─── Stored rows ───

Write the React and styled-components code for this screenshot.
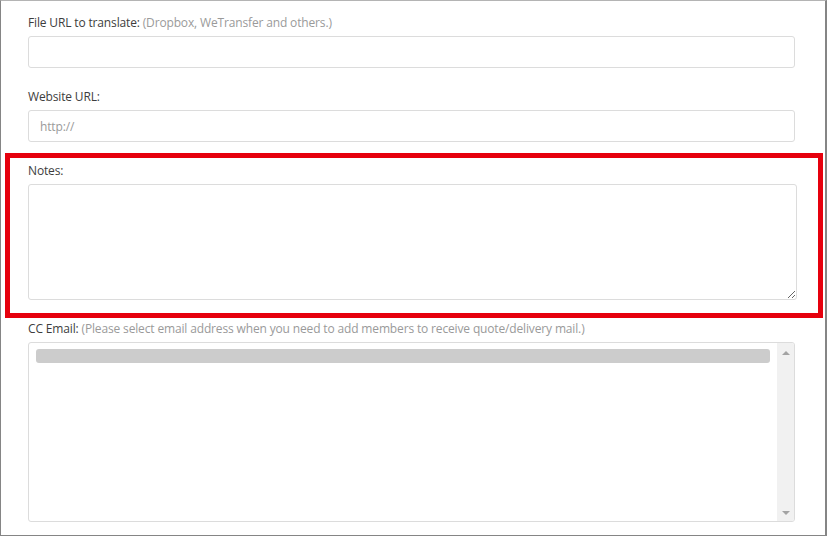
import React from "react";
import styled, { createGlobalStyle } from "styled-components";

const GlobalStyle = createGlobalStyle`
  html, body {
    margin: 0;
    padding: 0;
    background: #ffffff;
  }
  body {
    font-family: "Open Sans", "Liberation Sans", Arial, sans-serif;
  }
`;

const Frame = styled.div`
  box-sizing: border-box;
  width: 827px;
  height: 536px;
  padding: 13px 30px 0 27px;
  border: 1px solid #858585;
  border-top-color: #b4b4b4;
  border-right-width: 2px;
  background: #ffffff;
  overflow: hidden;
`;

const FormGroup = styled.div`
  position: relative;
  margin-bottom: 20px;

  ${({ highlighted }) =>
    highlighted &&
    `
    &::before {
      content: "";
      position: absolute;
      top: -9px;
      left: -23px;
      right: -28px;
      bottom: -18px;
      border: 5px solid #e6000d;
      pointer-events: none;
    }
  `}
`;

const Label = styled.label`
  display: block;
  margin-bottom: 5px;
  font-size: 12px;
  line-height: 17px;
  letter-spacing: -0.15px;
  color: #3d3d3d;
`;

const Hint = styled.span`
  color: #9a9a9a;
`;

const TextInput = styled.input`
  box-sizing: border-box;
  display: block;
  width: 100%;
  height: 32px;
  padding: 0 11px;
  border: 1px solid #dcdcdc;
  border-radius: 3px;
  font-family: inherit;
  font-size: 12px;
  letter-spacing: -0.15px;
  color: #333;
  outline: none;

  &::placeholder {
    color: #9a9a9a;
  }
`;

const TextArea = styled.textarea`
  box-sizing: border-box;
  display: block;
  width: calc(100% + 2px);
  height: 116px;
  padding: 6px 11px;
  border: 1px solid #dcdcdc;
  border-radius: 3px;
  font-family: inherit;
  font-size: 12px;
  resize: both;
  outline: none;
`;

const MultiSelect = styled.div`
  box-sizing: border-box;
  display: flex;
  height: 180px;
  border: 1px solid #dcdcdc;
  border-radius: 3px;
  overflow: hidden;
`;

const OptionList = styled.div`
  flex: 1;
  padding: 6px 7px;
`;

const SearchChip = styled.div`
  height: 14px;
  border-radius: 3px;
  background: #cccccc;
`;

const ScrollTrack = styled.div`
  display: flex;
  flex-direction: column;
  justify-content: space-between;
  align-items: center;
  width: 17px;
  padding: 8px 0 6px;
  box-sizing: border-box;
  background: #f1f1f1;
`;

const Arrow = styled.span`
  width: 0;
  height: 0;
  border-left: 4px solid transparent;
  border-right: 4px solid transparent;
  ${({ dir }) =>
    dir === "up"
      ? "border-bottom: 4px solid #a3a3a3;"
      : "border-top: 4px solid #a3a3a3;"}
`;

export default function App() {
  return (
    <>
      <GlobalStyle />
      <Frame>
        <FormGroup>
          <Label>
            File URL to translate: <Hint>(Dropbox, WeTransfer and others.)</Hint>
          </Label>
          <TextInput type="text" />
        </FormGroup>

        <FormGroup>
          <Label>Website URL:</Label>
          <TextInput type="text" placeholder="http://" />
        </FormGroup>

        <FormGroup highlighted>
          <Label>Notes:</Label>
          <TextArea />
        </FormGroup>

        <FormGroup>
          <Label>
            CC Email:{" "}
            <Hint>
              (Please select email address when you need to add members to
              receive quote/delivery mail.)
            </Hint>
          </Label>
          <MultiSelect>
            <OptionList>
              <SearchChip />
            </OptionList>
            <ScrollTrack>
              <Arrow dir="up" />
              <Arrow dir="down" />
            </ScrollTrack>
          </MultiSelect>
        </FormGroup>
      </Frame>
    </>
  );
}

───
─── Stored rows ───

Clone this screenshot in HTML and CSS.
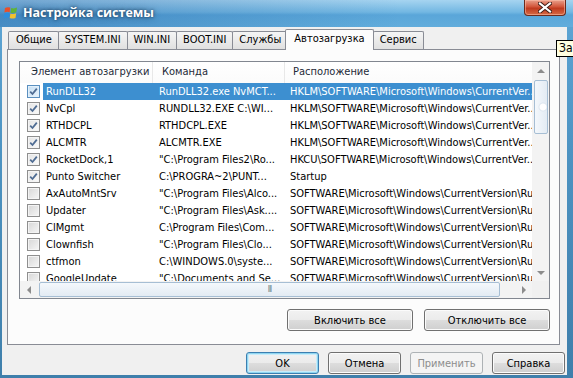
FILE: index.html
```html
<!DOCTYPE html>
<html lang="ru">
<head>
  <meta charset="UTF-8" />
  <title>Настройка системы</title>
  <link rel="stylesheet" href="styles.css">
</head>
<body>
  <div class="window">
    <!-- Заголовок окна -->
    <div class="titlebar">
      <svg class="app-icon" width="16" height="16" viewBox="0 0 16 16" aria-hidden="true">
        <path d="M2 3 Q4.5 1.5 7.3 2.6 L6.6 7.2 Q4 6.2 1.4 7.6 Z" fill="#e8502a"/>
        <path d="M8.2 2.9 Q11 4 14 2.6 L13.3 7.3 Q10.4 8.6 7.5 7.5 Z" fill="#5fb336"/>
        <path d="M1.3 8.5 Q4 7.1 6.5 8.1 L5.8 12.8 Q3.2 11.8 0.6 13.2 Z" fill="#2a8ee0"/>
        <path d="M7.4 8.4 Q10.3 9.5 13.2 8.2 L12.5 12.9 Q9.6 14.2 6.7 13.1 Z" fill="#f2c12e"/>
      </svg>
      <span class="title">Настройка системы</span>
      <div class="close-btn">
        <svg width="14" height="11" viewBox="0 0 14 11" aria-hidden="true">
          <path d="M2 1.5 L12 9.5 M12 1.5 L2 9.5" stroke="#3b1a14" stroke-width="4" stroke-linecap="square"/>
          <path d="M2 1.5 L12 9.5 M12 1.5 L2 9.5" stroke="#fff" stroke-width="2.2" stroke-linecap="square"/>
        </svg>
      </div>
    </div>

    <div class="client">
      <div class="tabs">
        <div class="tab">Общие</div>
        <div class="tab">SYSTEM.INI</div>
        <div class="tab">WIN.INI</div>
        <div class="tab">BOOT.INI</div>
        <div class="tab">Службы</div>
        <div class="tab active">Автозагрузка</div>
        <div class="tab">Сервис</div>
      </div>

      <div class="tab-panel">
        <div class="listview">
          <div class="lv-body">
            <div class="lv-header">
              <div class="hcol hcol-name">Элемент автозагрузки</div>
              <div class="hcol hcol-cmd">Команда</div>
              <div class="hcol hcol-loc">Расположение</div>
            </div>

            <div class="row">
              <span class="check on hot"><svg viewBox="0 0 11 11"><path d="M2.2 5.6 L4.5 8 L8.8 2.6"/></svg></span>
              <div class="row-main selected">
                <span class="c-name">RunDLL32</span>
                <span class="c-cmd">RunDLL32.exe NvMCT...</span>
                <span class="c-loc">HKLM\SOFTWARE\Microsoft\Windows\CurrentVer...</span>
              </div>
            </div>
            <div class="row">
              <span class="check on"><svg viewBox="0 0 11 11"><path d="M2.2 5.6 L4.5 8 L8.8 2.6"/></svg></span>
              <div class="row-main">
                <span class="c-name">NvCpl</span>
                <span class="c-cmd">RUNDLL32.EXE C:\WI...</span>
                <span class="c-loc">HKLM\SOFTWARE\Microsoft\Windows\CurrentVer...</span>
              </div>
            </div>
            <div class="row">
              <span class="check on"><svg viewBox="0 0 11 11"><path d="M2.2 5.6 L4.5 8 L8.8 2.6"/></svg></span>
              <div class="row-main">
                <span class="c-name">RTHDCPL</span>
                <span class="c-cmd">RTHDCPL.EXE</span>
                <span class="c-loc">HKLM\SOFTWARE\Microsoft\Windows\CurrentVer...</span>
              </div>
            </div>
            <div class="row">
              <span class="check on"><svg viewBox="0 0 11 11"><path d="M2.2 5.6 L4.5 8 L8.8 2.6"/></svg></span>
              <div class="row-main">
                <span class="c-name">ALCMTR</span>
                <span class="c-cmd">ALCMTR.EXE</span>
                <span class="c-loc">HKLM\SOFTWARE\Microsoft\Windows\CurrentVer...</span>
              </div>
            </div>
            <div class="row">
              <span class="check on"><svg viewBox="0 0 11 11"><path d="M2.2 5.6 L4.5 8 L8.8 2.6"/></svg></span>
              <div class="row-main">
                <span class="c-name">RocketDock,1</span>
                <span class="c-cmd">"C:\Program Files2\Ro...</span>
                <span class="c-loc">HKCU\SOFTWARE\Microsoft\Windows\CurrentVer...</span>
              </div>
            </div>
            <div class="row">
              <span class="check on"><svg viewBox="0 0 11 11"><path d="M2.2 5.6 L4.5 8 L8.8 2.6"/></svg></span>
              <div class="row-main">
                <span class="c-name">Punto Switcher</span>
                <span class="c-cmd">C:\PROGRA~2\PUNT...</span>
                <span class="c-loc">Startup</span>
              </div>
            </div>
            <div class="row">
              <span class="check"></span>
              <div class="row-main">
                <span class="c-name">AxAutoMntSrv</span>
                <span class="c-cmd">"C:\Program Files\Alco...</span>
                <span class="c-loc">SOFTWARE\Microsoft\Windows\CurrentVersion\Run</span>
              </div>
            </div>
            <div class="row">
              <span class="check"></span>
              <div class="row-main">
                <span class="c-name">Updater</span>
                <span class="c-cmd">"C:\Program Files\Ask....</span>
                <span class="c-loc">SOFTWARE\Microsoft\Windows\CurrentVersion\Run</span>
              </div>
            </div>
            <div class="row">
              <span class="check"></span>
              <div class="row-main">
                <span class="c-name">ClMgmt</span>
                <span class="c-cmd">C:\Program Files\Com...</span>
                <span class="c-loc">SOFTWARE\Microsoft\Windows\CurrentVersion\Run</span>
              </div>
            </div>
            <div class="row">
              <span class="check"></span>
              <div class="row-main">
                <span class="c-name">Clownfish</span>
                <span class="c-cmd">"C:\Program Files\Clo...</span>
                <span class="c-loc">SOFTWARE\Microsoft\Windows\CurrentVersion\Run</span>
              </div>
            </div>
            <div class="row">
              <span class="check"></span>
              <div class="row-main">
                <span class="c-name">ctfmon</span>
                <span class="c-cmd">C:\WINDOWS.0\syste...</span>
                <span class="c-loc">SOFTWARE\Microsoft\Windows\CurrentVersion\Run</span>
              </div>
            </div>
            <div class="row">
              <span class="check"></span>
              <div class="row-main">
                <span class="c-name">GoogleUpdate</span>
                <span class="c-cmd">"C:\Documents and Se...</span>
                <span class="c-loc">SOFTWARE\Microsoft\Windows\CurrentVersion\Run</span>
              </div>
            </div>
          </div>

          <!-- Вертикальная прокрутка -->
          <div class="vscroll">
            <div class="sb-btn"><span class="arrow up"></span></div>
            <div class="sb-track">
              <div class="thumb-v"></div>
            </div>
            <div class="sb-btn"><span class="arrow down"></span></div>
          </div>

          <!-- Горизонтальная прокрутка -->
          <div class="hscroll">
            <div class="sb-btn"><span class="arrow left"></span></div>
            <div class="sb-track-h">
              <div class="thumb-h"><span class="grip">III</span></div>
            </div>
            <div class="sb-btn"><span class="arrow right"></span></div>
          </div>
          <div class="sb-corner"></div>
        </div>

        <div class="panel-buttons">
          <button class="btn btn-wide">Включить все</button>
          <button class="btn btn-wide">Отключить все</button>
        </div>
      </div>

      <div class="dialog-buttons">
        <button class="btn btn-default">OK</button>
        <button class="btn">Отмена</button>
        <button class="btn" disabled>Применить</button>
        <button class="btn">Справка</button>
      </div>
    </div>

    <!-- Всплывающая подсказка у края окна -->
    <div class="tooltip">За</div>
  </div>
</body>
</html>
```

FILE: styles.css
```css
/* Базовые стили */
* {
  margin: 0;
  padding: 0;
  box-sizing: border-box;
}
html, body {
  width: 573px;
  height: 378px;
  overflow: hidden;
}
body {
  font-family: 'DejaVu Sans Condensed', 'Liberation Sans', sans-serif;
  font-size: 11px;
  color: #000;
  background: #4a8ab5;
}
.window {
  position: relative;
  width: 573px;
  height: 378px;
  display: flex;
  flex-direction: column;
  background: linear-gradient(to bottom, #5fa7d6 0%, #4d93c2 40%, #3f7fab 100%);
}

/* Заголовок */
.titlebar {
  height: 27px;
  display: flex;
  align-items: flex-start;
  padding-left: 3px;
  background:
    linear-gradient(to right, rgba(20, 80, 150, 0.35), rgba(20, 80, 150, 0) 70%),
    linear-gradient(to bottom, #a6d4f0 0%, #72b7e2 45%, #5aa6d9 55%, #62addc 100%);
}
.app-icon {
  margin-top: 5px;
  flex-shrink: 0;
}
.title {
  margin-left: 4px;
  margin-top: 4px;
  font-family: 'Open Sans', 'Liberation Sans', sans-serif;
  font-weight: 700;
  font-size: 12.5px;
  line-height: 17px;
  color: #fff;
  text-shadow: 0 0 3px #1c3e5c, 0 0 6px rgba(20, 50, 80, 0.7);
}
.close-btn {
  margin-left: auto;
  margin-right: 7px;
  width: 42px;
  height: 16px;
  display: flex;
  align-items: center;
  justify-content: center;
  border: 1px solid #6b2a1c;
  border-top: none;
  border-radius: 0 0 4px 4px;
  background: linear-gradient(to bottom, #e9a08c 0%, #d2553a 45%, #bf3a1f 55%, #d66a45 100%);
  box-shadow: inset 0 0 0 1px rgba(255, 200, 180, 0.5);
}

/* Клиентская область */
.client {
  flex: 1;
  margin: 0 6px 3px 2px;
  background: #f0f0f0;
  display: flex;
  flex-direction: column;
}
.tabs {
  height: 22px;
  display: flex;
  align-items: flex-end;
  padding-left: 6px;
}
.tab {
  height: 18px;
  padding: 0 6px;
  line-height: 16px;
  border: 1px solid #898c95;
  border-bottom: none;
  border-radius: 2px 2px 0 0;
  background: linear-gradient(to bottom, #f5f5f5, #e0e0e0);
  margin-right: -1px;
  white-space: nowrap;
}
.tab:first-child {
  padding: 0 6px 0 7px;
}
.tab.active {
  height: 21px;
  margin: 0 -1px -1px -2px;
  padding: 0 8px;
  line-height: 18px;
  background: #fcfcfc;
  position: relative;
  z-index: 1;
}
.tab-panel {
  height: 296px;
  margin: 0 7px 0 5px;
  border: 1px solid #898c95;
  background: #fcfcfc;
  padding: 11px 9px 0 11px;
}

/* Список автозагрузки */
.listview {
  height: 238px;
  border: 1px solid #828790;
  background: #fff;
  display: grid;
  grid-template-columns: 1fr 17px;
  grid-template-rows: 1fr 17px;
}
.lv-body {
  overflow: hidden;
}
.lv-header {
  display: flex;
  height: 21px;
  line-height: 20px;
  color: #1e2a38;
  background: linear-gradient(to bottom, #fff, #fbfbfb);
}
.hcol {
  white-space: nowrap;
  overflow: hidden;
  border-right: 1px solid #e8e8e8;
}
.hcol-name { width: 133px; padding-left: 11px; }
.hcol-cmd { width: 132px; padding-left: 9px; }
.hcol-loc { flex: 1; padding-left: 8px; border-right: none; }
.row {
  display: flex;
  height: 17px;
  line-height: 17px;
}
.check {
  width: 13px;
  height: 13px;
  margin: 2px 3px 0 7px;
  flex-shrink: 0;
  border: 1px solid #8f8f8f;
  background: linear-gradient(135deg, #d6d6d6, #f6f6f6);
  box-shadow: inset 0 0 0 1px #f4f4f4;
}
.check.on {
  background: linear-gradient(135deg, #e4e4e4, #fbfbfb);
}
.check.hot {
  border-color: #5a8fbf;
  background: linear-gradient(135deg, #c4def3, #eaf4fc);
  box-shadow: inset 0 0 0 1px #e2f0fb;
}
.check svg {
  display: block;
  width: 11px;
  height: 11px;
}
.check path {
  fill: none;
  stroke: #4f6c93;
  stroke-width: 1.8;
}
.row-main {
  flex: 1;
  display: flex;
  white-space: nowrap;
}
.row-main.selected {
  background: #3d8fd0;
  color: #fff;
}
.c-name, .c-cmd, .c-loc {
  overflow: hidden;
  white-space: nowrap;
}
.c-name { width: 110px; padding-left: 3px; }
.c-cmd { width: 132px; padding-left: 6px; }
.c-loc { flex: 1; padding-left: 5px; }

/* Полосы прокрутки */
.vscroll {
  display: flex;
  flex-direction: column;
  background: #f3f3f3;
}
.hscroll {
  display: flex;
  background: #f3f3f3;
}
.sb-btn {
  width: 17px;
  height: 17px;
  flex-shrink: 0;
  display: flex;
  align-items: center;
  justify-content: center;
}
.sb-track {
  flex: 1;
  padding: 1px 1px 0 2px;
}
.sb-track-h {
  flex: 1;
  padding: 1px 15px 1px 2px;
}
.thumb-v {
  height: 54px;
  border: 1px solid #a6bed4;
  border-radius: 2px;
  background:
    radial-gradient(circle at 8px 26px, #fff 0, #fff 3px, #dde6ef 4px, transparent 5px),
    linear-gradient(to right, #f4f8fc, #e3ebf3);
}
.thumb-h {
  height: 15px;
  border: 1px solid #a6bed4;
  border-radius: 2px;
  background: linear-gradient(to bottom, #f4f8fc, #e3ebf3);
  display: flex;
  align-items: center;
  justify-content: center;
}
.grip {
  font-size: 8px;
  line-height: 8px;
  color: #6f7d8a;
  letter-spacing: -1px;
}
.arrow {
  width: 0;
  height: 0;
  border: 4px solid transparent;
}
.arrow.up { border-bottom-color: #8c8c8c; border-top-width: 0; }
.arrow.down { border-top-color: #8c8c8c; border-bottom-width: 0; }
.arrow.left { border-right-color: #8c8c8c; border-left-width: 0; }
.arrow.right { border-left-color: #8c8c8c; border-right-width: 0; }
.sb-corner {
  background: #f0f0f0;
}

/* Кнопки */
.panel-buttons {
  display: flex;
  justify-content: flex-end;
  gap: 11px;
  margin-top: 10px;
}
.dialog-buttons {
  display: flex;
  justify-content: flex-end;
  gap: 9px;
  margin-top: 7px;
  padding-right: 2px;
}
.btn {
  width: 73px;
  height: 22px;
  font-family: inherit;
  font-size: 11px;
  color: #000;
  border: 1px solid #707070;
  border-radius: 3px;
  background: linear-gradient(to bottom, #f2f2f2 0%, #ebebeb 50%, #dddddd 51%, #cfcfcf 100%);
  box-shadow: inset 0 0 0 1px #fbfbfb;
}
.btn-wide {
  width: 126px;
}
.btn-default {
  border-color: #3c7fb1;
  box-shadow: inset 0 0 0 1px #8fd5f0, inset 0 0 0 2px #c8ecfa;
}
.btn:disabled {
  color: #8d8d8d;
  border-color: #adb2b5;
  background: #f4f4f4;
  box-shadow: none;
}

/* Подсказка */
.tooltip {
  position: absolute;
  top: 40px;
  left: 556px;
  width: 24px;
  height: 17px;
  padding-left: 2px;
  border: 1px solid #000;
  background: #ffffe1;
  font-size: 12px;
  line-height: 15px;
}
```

───

**Exercise goal**
Looking above, find the stretch of lines that opens with the one holding "Write the React" and closes with the one holding "margin-bottom: 20px;". Copy it exactly, pictures excluded.

**Answer to this problem**
Write the React and styled-components code for this screenshot.
import React from "react";
import styled, { createGlobalStyle } from "styled-components";

const GlobalStyle = createGlobalStyle`
  html, body {
    margin: 0;
    padding: 0;
    background: #ffffff;
  }
  body {
    font-family: "Open Sans", "Liberation Sans", Arial, sans-serif;
  }
`;

const Frame = styled.div`
  box-sizing: border-box;
  width: 827px;
  height: 536px;
  padding: 13px 30px 0 27px;
  border: 1px solid #858585;
  border-top-color: #b4b4b4;
  border-right-width: 2px;
  background: #ffffff;
  overflow: hidden;
`;

const FormGroup = styled.div`
  position: relative;
  margin-bottom: 20px;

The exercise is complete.